Objective: Give the number of lines that include the string "styles", nothing more.

Data provided:

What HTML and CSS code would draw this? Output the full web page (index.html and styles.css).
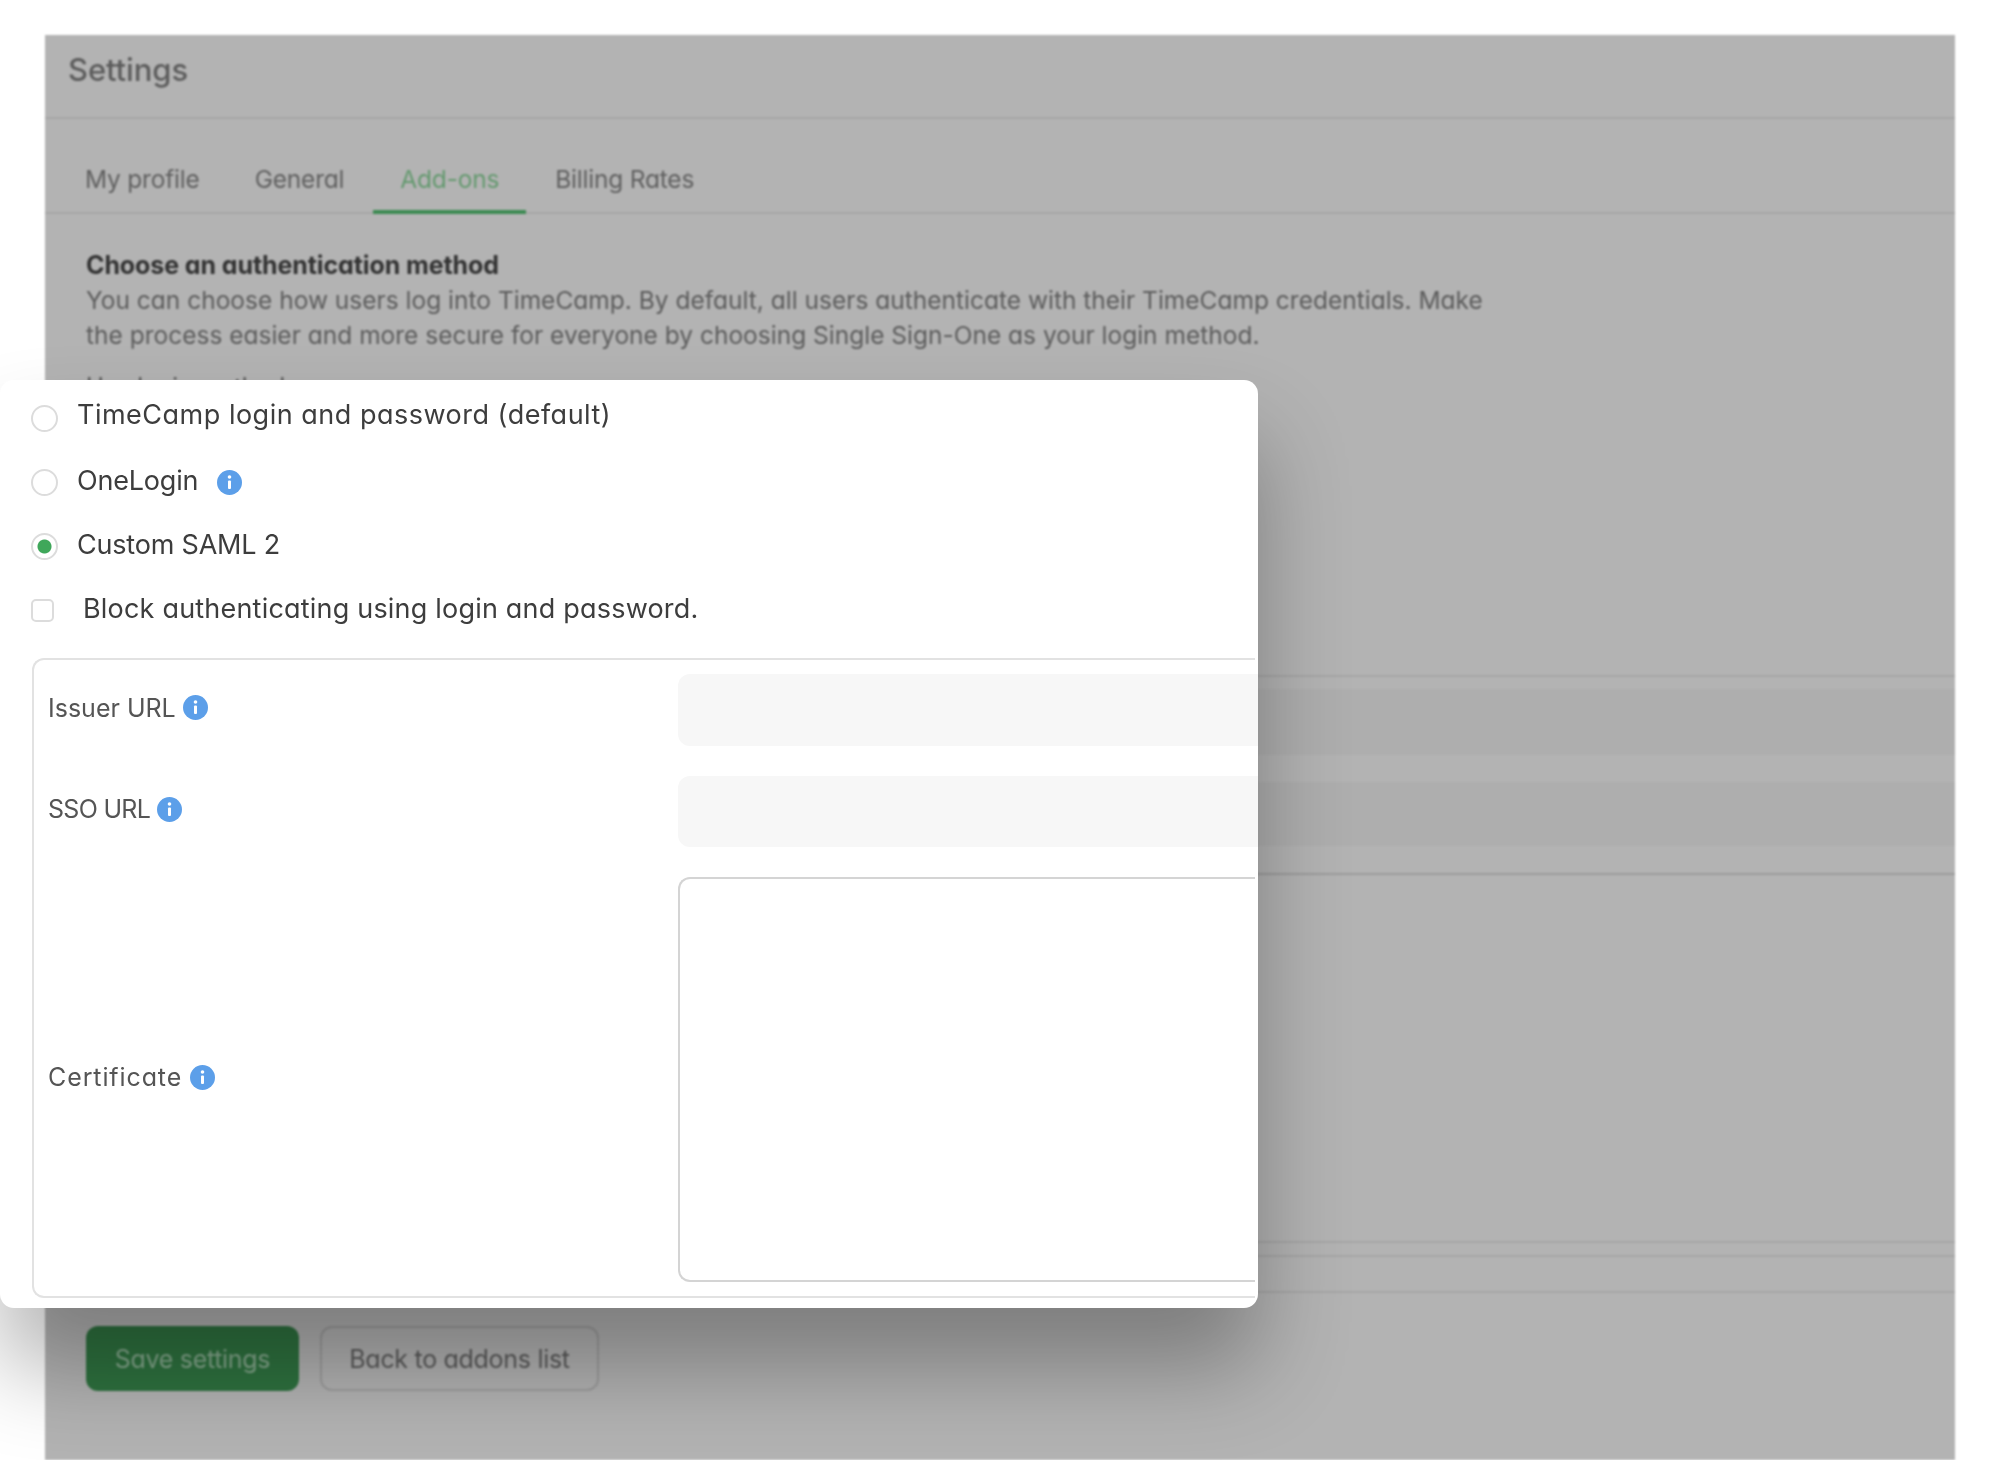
FILE: index.html
```html
<!DOCTYPE html>
<html lang="en">
<head>
    <meta charset="UTF-8">
    <title>Settings</title>
    <link rel="stylesheet" href="styles.css">
</head>
<body>

    <div class="panel">
        <h1 class="panel-title">Settings</h1>

        <nav class="tabs">
            <a class="tab">My profile</a>
            <a class="tab">General</a>
            <a class="tab tab-active">Add-ons</a>
            <a class="tab">Billing Rates</a>
        </nav>

        <div class="content">
            <h2 class="section-title">Choose an authentication method</h2>
            <p class="section-text">You can choose how users log into TimeCamp. By default, all users authenticate with their TimeCamp credentials. Make<br>the process easier and more secure for everyone by choosing Single Sign-One as your login method.</p>
            <p class="method-label">Use login method:</p>

            <div class="ghost-form">
                <div class="ghost-field"></div>
                <div class="ghost-field ghost-field-second"></div>
            </div>

            <div class="ghost-line ghost-line-a"></div>
            <div class="ghost-line ghost-line-b"></div>
            <div class="ghost-line ghost-line-c"></div>

            <div class="actions">
                <button class="btn btn-save">Save settings</button>
                <button class="btn btn-back">Back to addons list</button>
            </div>
        </div>
    </div>

    <div class="modal">
        <label class="option"><input type="radio" name="method"> <span>TimeCamp login and password (default)</span></label>
        <label class="option"><input type="radio" name="method"> <span class="tight">OneLogin</span>
            <svg class="info info-wide" viewBox="0 0 25 25"><circle cx="12.5" cy="12.5" r="12.5"/><rect x="11" y="10.5" width="3" height="8.5" rx="1"/><circle class="info-dot" cx="12.5" cy="7" r="1.8"/></svg>
        </label>
        <label class="option"><input type="radio" name="method" checked> <span class="tight">Custom SAML 2</span></label>
        <label class="option option-check"><input type="checkbox"> <span>Block authenticating using login and password.</span></label>

        <div class="saml-box">
            <div class="saml-label">Issuer URL
                <svg class="info" viewBox="0 0 25 25"><circle cx="12.5" cy="12.5" r="12.5"/><rect x="11" y="10.5" width="3" height="8.5" rx="1"/><circle class="info-dot" cx="12.5" cy="7" r="1.8"/></svg>
            </div>
            <input class="saml-input saml-input-tall" type="text">

            <div class="saml-label saml-label-narrow">SSO URL
                <svg class="info" viewBox="0 0 25 25"><circle cx="12.5" cy="12.5" r="12.5"/><rect x="11" y="10.5" width="3" height="8.5" rx="1"/><circle class="info-dot" cx="12.5" cy="7" r="1.8"/></svg>
            </div>
            <input class="saml-input" type="text">

            <div class="saml-label saml-label-wide">Certificate
                <svg class="info" viewBox="0 0 25 25"><circle cx="12.5" cy="12.5" r="12.5"/><rect x="11" y="10.5" width="3" height="8.5" rx="1"/><circle class="info-dot" cx="12.5" cy="7" r="1.8"/></svg>
            </div>
            <textarea class="saml-textarea"></textarea>
        </div>
    </div>

</body>
</html>
```

FILE: styles.css
```css
* {
    box-sizing: border-box;
}
body {
    margin: 0;
    height: 1460px;
    padding: 35px 45px 0;
    background: #fff;
    font-family: Inter, "Liberation Sans", sans-serif;
    font-feature-settings: "cv11";
    overflow: hidden;
    position: relative;
}

/* dimmed page behind the popup */
.panel {
    width: 1910px;
    height: 1425px;
    background: #b3b3b3;
    filter: blur(0.9px);
}
.panel-title {
    margin: 0;
    height: 84px;
    padding: 0 23px;
    border-bottom: 2px solid #a6a6a6;
    font-size: 31px;
    line-height: 70px;
    font-weight: 500;
    letter-spacing: -0.1px;
    color: #5c5c5c;
}
.tabs {
    display: flex;
    gap: 3px;
    height: 95px;
    padding-left: 14px;
    border-bottom: 2px solid #a6a6a6;
}
.tab {
    padding: 0 26px;
    font-size: 24.5px;
    line-height: 120px;
    letter-spacing: -0.2px;
    color: #606060;
}
.tab-active {
    height: 95px;
    padding: 0 27px;
    border-bottom: 4px solid #3c8a52;
    color: #64996f;
}
.content {
    padding: 34px 41px 0;
}
.section-title {
    margin: 0;
    font-size: 25px;
    line-height: 35px;
    font-weight: 700;
    letter-spacing: -0.1px;
    color: #333;
}
.section-text {
    margin: 0;
    font-size: 24.5px;
    line-height: 35px;
    color: #5c5c5c;
}
.method-label {
    margin: 16px 0 0;
    font-size: 24px;
    line-height: 35px;
    color: #555;
}
.ghost-form {
    margin-top: 271px;
    margin-left: 600px;
    margin-right: -41px;
    height: 200px;
    padding-top: 14px;
    position: relative;
}
.ghost-form::before, .ghost-form::after {
    content: "";
    position: absolute;
    left: -600px;
    right: 0;
    height: 2px;
    background: #a6a6a6;
}
.ghost-form::before {
    top: 0;
}
.ghost-form::after {
    bottom: 0;
    background: #9b9b9b;
}
.ghost-field {
    height: 66px;
    background: #aeaeae;
}
.ghost-field-second {
    margin-top: 27px;
    height: 64px;
}
.ghost-line {
    height: 2px;
    margin-right: -41px;
    background: #a6a6a6;
}
.ghost-line-a {
    margin-top: 366px;
}
.ghost-line-b {
    margin-top: 12px;
}
.ghost-line-c {
    margin-top: 34px;
}
.actions {
    display: flex;
    gap: 21px;
    margin-top: 33px;
}
.btn {
    height: 65px;
    border-radius: 12px;
    font-family: inherit;
    font-feature-settings: inherit;
    font-size: 25px;
    letter-spacing: -0.3px;
}
.btn-save {
    width: 213px;
    border: none;
    background: #2e723f;
    color: #86a98e;
}
.btn-back {
    width: 279px;
    border: 2px solid #9d9d9d;
    background: transparent;
    color: #5a5a5a;
}

/* popup */
.modal {
    position: absolute;
    left: 0;
    top: 380px;
    width: 1258px;
    height: 928px;
    padding: 6px 0 0 31px;
    background: #fff;
    border-radius: 14px;
    box-shadow: 0 60px 90px rgba(0, 0, 0, 0.3);
    overflow: hidden;
    filter: blur(0.5px);
}
.option {
    display: flex;
    align-items: center;
    height: 64px;
    font-size: 27px;
    color: #3d3d3d;
}
.option span {
    margin-left: 19px;
    letter-spacing: 0.2px;
    position: relative;
    top: -2px;
}
.option:first-child span {
    top: -4px;
    letter-spacing: 0.5px;
}
.option .tight {
    letter-spacing: -0.2px;
}
.option input {
    appearance: none;
    flex: none;
    width: 27px;
    height: 27px;
    margin: 0;
    border: 2px solid #dcdcdc;
    border-radius: 50%;
    background: #fff;
}
.option input:checked {
    background: radial-gradient(circle, #3fa75a 6.5px, #fff 7.5px);
}
.option-check input {
    width: 23px;
    height: 23px;
    border-radius: 5px;
}
.option-check span {
    margin-left: 29px;
}
.info {
    width: 25px;
    height: 25px;
    flex: none;
    fill: #5c9fe9;
    vertical-align: middle;
    position: relative;
    top: -2px;
}
.info rect, .info .info-dot {
    fill: #fff;
}
.info-wide {
    margin-left: 19px;
    top: 0;
}
.saml-box {
    display: grid;
    grid-template-columns: 630px 1fr;
    row-gap: 30px;
    align-items: center;
    align-content: start;
    width: 1223px;
    height: 640px;
    margin: 16px 0 0 1px;
    padding: 14px 0 14px 14px;
    border: 2px solid #e2e2e2;
    border-right: none;
    border-radius: 12px 0 0 12px;
}
.saml-label {
    padding-bottom: 5px;
    font-size: 25px;
    color: #555;
}
.saml-label-narrow {
    letter-spacing: -0.7px;
}
.saml-label-wide {
    letter-spacing: 0.9px;
}
.saml-input {
    height: 71px;
    width: calc(100% + 4px);
    border: none;
    border-radius: 12px 0 0 12px;
    background: #f7f7f7;
}
.saml-input-tall {
    height: 72px;
}
.saml-textarea {
    display: block;
    height: 405px;
    width: 100%;
    border: 2px solid #d4d4d4;
    border-right: none;
    border-radius: 12px 0 0 12px;
    background: #fff;
    resize: none;
}
```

Reply to the task: 3